What to produce »
Every line below should be copied exactly; drop the pictures.

Source excerpt »
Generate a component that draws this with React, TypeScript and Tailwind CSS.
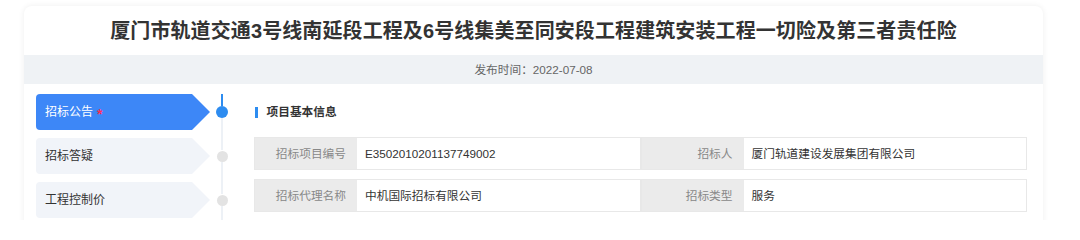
import React from "react";

const FONT = { fontFamily: '"Liberation Sans", "Noto Sans CJK SC", sans-serif' };

const navItems = [
  { label: "招标公告", active: true },
  { label: "招标答疑", active: false },
  { label: "工程控制价", active: false },
];

const rows = [
  [
    ["招标项目编号", "E3502010201137749002"],
    ["招标人", "厦门轨道建设发展集团有限公司"],
  ],
  [
    ["招标代理名称", "中机国际招标有限公司"],
    ["招标类型", "服务"],
  ],
];

export default function App() {
  return (
    <div className="w-[1080px] h-[220px] bg-white overflow-hidden" style={FONT}>
      <div className="ml-[24px] mt-[6px] w-[1019px] h-[260px] bg-white rounded-t-[8px] shadow-[0_0_6px_rgba(0,0,0,0.07)] overflow-hidden">
        <div className="h-[49px] flex items-center justify-center text-[20px] font-bold text-[#333] tracking-[0.1px]">
          厦门市轨道交通3号线南延段工程及6号线集美至同安段工程建筑安装工程一切险及第三者责任险
        </div>
        <div className="h-[29px] bg-[#eff2f5] flex items-center justify-center text-[11.7px] text-[#666]">
          发布时间：2022-07-08
        </div>
        <div className="flex pt-[10px] pl-[12px] pr-[16px]">
          <div className="flex flex-col">
            {navItems.map((it, i) => (
              <div key={i} className="flex h-[44px]">
                <div
                  className={
                    "w-[174px] h-[36px] rounded-l-[4px] flex items-center pl-[9px] text-[12px] [clip-path:polygon(0_0,calc(100%-18px)_0,100%_50%,calc(100%-18px)_100%,0_100%)] " +
                    (it.active ? "bg-[#3d87f7] text-white" : "bg-[#f1f4f9] text-[#333]")
                  }
                >
                  <span>{it.label}</span>
                  {it.active && (
                    <span className="ml-[4px] text-[#ff2d55] text-[14px] font-bold leading-none mt-[3px]">*</span>
                  )}
                </div>
                <div className="w-[24px] flex flex-col items-center">
                  <div className={"w-[2px] h-[12px] " + (it.active ? "bg-[#2d8cf0]" : "bg-[#edf1f6]")} />
                  <div
                    className={
                      it.active
                        ? "w-[12px] h-[12px] rounded-full bg-[#2d8cf0]"
                        : "w-[11px] h-[11px] rounded-full bg-[#e3e3e3] my-[0.5px]"
                    }
                  />
                  <div className="w-[2px] flex-1 bg-[#edf1f6]" />
                </div>
              </div>
            ))}
          </div>
          <div className="flex-1 pl-[20px]">
            <div className="h-[36px] flex items-center">
              <div className="w-[2.5px] h-[11px] bg-[#2d8cf0] ml-[1px]" />
              <div className="ml-[9px] text-[11.7px] font-bold text-[#333]">项目基本信息</div>
            </div>
            <div className="mt-[7px] flex flex-col gap-[9px]">
              {rows.map((r, i) => (
                <div key={i} className="grid grid-cols-2 h-[33px]">
                  {r.map(([k, v], j) => (
                    <div key={j} className="flex border border-[#e8e8e8]">
                      <div className="w-[102px] bg-[#ebebeb] flex items-center justify-end pr-[11px] text-[11.7px] text-[#888]">
                        {k}
                      </div>
                      <div className="flex-1 bg-white flex items-center pl-[8px] text-[11.7px] text-[#333]">
                        {v}
                      </div>
                    </div>
                  ))}
                </div>
              ))}
            </div>
          </div>
        </div>
      </div>
    </div>
  );
}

Answer to the task »
Generate a component that draws this with React, TypeScript and Tailwind CSS.
import React from "react";

const FONT = { fontFamily: '"Liberation Sans", "Noto Sans CJK SC", sans-serif' };

const navItems = [
  { label: "招标公告", active: true },
  { label: "招标答疑", active: false },
  { label: "工程控制价", active: false },
];

const rows = [
  [
    ["招标项目编号", "E3502010201137749002"],
    ["招标人", "厦门轨道建设发展集团有限公司"],
  ],
  [
    ["招标代理名称", "中机国际招标有限公司"],
    ["招标类型", "服务"],
  ],
];

export default function App() {
  return (
    <div className="w-[1080px] h-[220px] bg-white overflow-hidden" style={FONT}>
      <div className="ml-[24px] mt-[6px] w-[1019px] h-[260px] bg-white rounded-t-[8px] shadow-[0_0_6px_rgba(0,0,0,0.07)] overflow-hidden">
        <div className="h-[49px] flex items-center justify-center text-[20px] font-bold text-[#333] tracking-[0.1px]">
          厦门市轨道交通3号线南延段工程及6号线集美至同安段工程建筑安装工程一切险及第三者责任险
        </div>
        <div className="h-[29px] bg-[#eff2f5] flex items-center justify-center text-[11.7px] text-[#666]">
          发布时间：2022-07-08
        </div>
        <div className="flex pt-[10px] pl-[12px] pr-[16px]">
          <div className="flex flex-col">
            {navItems.map((it, i) => (
              <div key={i} className="flex h-[44px]">
                <div
                  className={
                    "w-[174px] h-[36px] rounded-l-[4px] flex items-center pl-[9px] text-[12px] [clip-path:polygon(0_0,calc(100%-18px)_0,100%_50%,calc(100%-18px)_100%,0_100%)] " +
                    (it.active ? "bg-[#3d87f7] text-white" : "bg-[#f1f4f9] text-[#333]")
                  }
                >
                  <span>{it.label}</span>
                  {it.active && (
                    <span className="ml-[4px] text-[#ff2d55] text-[14px] font-bold leading-none mt-[3px]">*</span>
                  )}
                </div>
                <div className="w-[24px] flex flex-col items-center">
                  <div className={"w-[2px] h-[12px] " + (it.active ? "bg-[#2d8cf0]" : "bg-[#edf1f6]")} />
                  <div
                    className={
                      it.active
                        ? "w-[12px] h-[12px] rounded-full bg-[#2d8cf0]"
                        : "w-[11px] h-[11px] rounded-full bg-[#e3e3e3] my-[0.5px]"
                    }
                  />
                  <div className="w-[2px] flex-1 bg-[#edf1f6]" />
                </div>
              </div>
            ))}
          </div>
          <div className="flex-1 pl-[20px]">
            <div className="h-[36px] flex items-center">
              <div className="w-[2.5px] h-[11px] bg-[#2d8cf0] ml-[1px]" />
              <div className="ml-[9px] text-[11.7px] font-bold text-[#333]">项目基本信息</div>
            </div>
            <div className="mt-[7px] flex flex-col gap-[9px]">
              {rows.map((r, i) => (
                <div key={i} className="grid grid-cols-2 h-[33px]">
                  {r.map(([k, v], j) => (
                    <div key={j} className="flex border border-[#e8e8e8]">
                      <div className="w-[102px] bg-[#ebebeb] flex items-center justify-end pr-[11px] text-[11.7px] text-[#888]">
                        {k}
                      </div>
                      <div className="flex-1 bg-white flex items-center pl-[8px] text-[11.7px] text-[#333]">
                        {v}
                      </div>
                    </div>
                  ))}
                </div>
              ))}
            </div>
          </div>
        </div>
      </div>
    </div>
  );
}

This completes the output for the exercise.